O presidente dos Estados Unidos, Donald Trump, deve ter olhado o histórico de negociações de paz entre israelenses e palestinos conduzidas por seus antecessores – todas fracassaram no objetivo final, em que pesem alguns avanços pontuais – e decidiu inovar ao chegar sua vez de mediar as conversas: elas não aconteceram, pelo menos não com os palestinos. Que acordo, então, é este?
O “acordo de paz” proposto por Trump não é sério, nem sequer é digno desse nome. O que foi anunciado pelo presidente norte-americano, que tinha a seu lado somente o primeiro-ministro de Israel, Binyamin Netanyahu, está mais próximo de um contrato de adesão imposto aos palestinos do que de um acordo propriamente dito. Acordo pressupõe negociação em torno de pontos das agendas de ambas as partes na busca por um entendimento final mutuamente satisfatório para pôr fim a um dissídio.
Com a imodéstia que o caracteriza, Trump comunicou os termos do que classificou como “acordo do século”. Na verdade, pontos que seu genro, Jared Kushner, vinha tratando apenas com as autoridades israelenses há três anos. A proposta reconhece os atuais assentamentos israelenses na Cisjordânia. Israel ficaria impedido de realizar novas anexações pelos próximos quatro anos, prazo que as lideranças palestinas teriam para negociar as condições para fundação do Estado Palestino, que teria “soberania limitada”. Jerusalém seria reconhecida como “a capital indivisível de Israel”, incluindo sua porção oriental, cujo controle há muito é reivindicado pelos palestinos. A Israel caberia ainda controlar o Vale do Jordão, o que isolaria o Estado Palestino em um “bolsão” que lembra os bantustões nos quais o regime do apartheid mantinha os negros segregados na África do Sul, como comparou Khaled Elgindy, experiente negociador palestino.
O “acordo de paz” apresentado por Trump propõe manter as coisas como estão, acrescentando algumas concessões a Israel. No fundo, a proposta legitima e estimula a política de anexação de territórios tão cara a Netanyahu (ressalte-se que seu opositor, Benny Gantz, foi consultado e igualmente concordou com os termos propostos).
Caso o “acordo” fosse aceito pelos palestinos, o presidente Trump investiria US$ 50 bilhões no futuro Estado Palestino em dez anos, além de acenar com a abertura de uma embaixada dos Estados Unidos em Jerusalém oriental. A proposta é tão mal formulada que Trump nem sequer conseguiu explicar como seria possível abrir uma embaixada de seu país em “território palestino” sem ferir a soberania israelense, haja vista que Jerusalém, nos termos propostos, seria “a capital indivisível de Israel”.

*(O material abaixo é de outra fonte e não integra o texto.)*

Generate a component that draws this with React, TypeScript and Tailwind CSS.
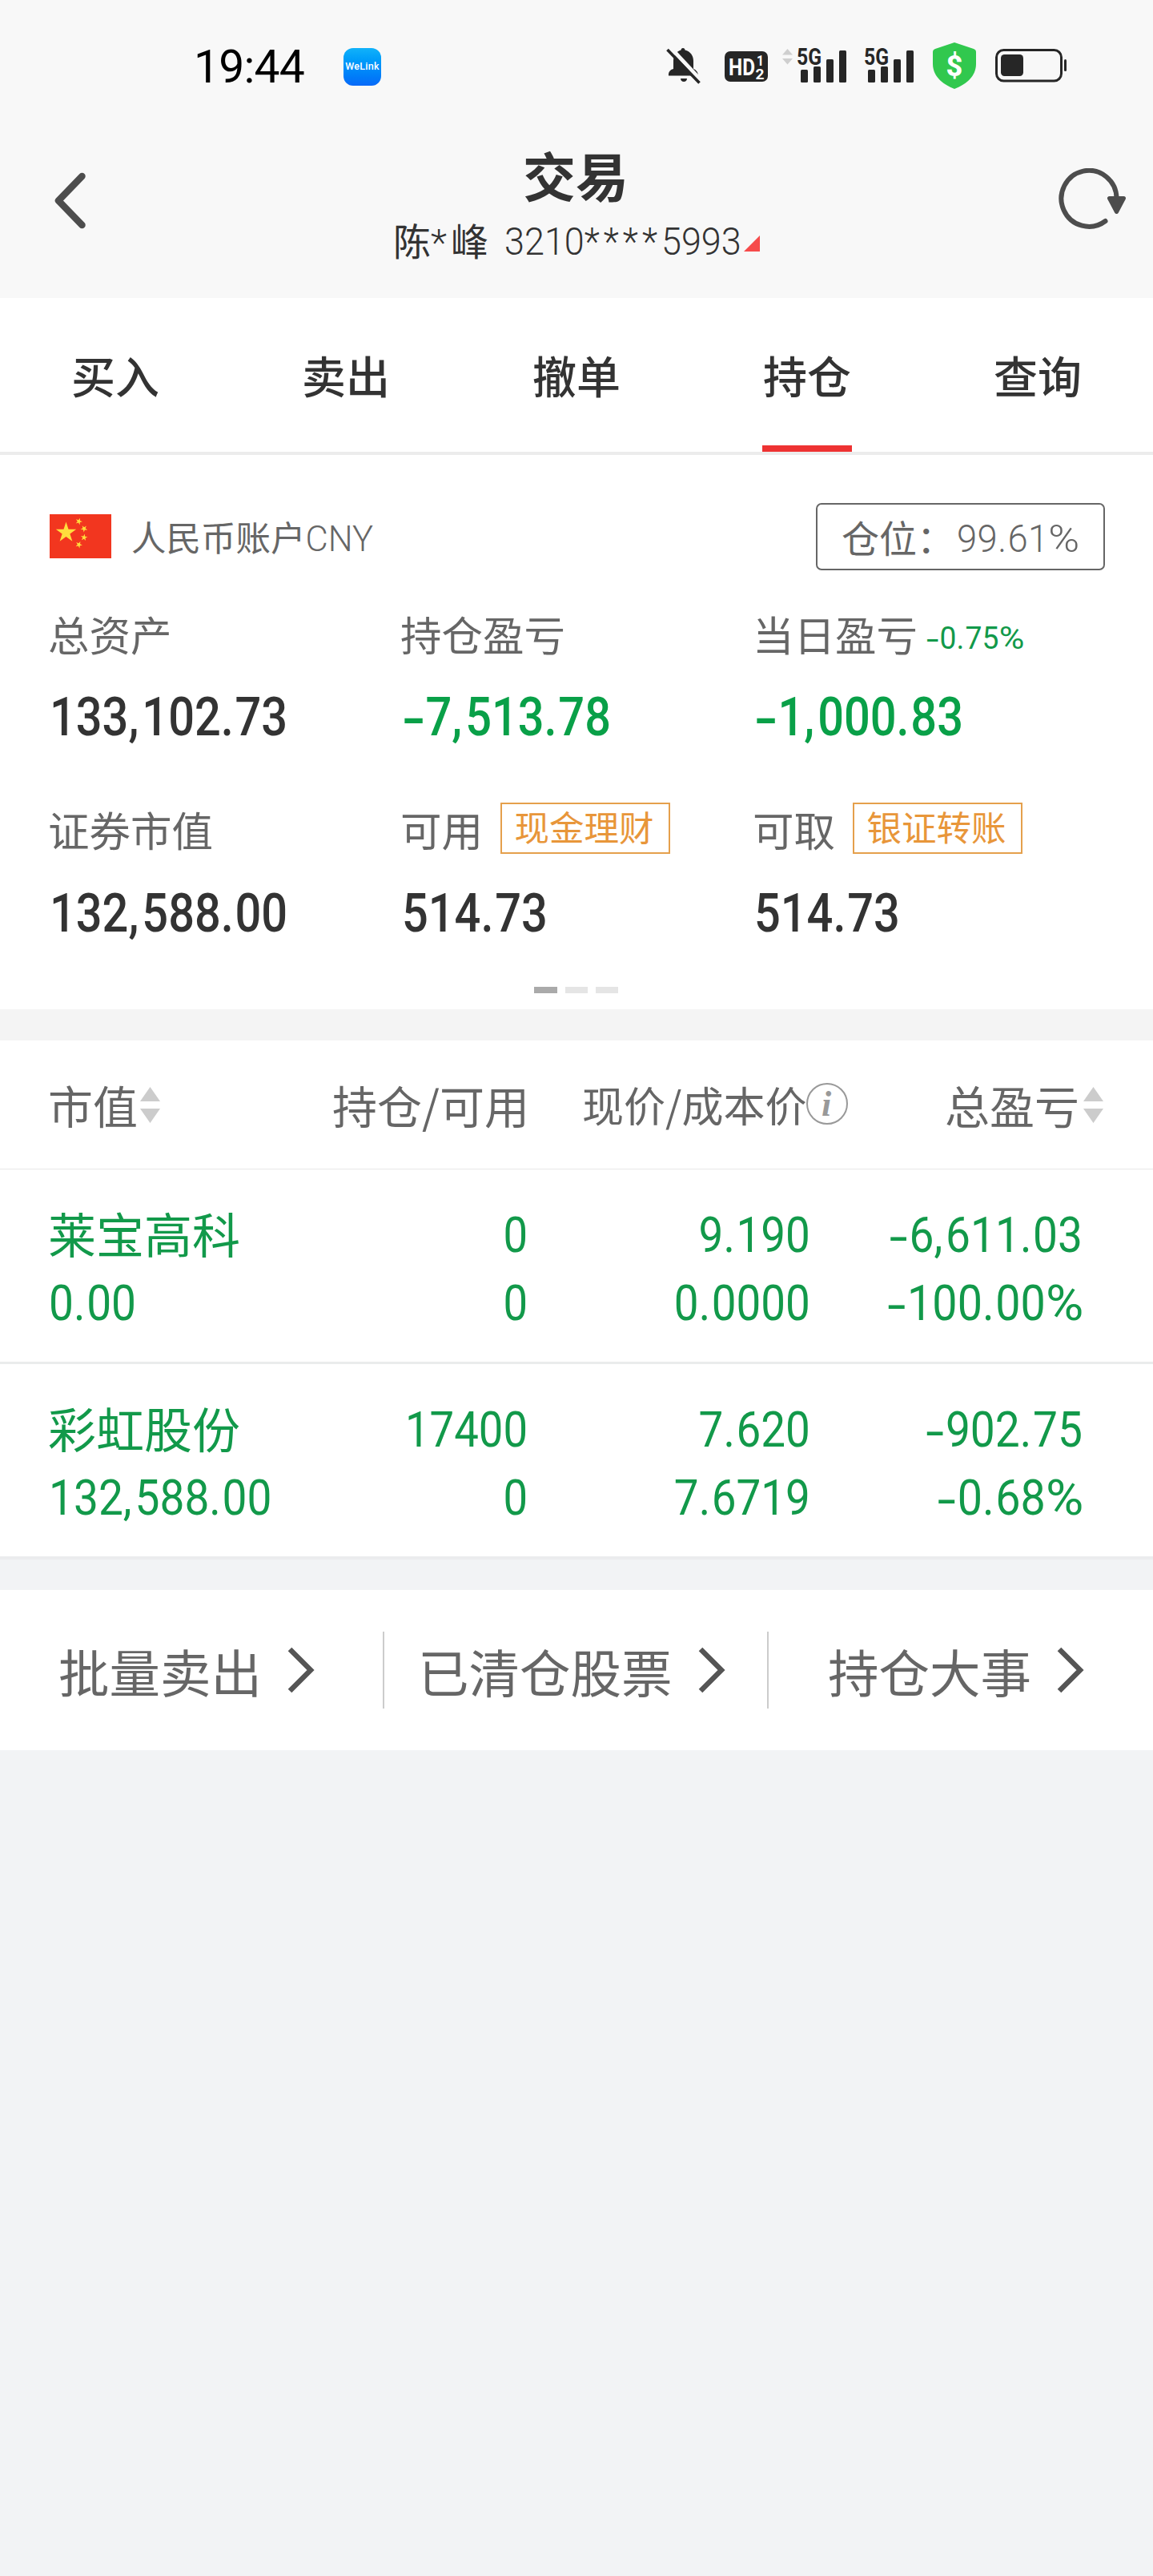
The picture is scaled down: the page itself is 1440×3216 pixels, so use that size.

Os palestinos rejeitaram a proposta, como era esperado. “Não é o acordo do século. É o golpe do século. Jerusalém não está à venda. Dizemos mil vezes ‘não’ ao plano de Trump”, afirmou Mahmoud Abbas, líder da Autoridade Palestina na Cisjordânia.
O governo brasileiro classificou a proposta como uma “iniciativa valiosa que, com a boa vontade de todos os envolvidos, permite vislumbrar a esperança de uma paz sólida” na região. Para a ONU, permanecem válidas as fronteiras definidas em 1967.
Tudo conspira contra esse simulacro de acordo. Primeiro, por pecar no básico, ou seja, não envolver nas tratativas uma das partes interessadas. Segundo, porque é difícil ver em Trump e em Netanyahu sinais de boa-fé. Trump vê-se às voltas com um processo de impeachment e com sua campanha pela reeleição. Já Netanyahu luta para se manter no cargo e evitar o risco de ir para a prisão por corrupção após a conclusão dos processos a que responde.
Tal como foi formulado, o novo “acordo de paz” parece mais um movimento de campanha, tanto para Trump como para Netanyahu, do que uma genuína tentativa de chegar à concórdia na região. A bem da verdade, contribui para a manutenção do conflito por muitos anos à frente.